First there’s the movie of Nina Paley, as she goes through a sad, unexpected breakup with her husband after he takes a job in India. Rendered in Macromedia Flash, like most of the film, the style is that of 20th-century cartoon art, using sketch-like caricatures with unstable lines that convey the fragile emotions of her story.
Then there’s the story of Sita from the Hindu epic the Ramayana, animated in the style of Mughal court paintings. This art may look timeless, but it started in the 16th century, which is not that ancient for a story that’s over 2,000 years old. In other words, this painting style was another era’s artistic interpretation of the tale, just like this movie.
This issue of interpretation is explicit in the third story element, where three contemporary Indians debate the facts and meaning of the story. They are depicted on screen by shadow puppets, the kinds used for centuries to perform the Ramayana throughout India and Southeast Asia. But their conversation looks and feels like an episode of Mystery Science Theater or an entertainment talk show, a mix of DVD commentary and pop cultural critique. In a weird way, it falls in line with the oral tradition of the Ramayana, which itself has been passed down from generation to generation through spoken word and performance, serving the same ritualistic purpose that pop culture does today.
Lastly are the musical sequences that re-imagine Sita as a Flash animation Betty Boop, her tragedy turned to song by Jazz Age vocalist Annette Hanshaw.

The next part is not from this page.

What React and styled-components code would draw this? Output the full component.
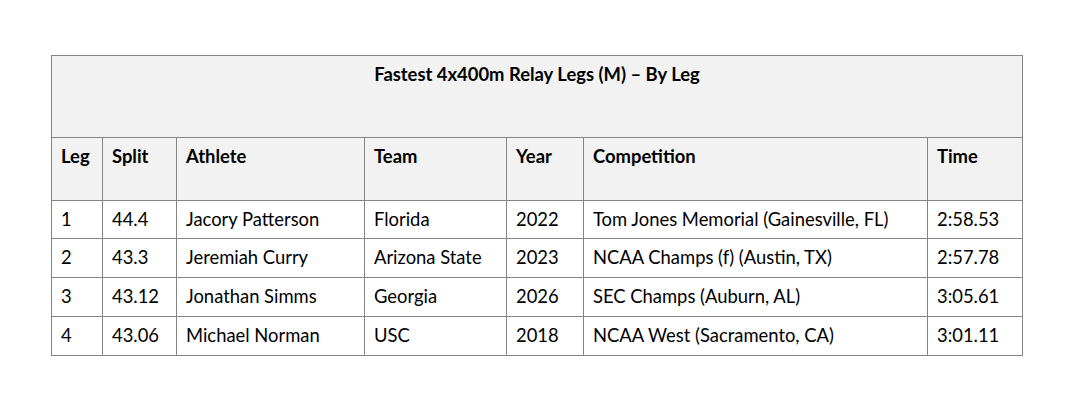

Why not have Sita sing the blues? Her husband is after all literally blue. These sequences combine the other three narrative modes: the heartache of Paley’s story, the epic legacy of the Ramayana, and a questioning spirit of interpretation into something that transcends all three. It’s singular, lyrical, and as pure as Sita emerging from the flames. It plays across a vast universe of audio-visual culture, ultimately dancing to its own music.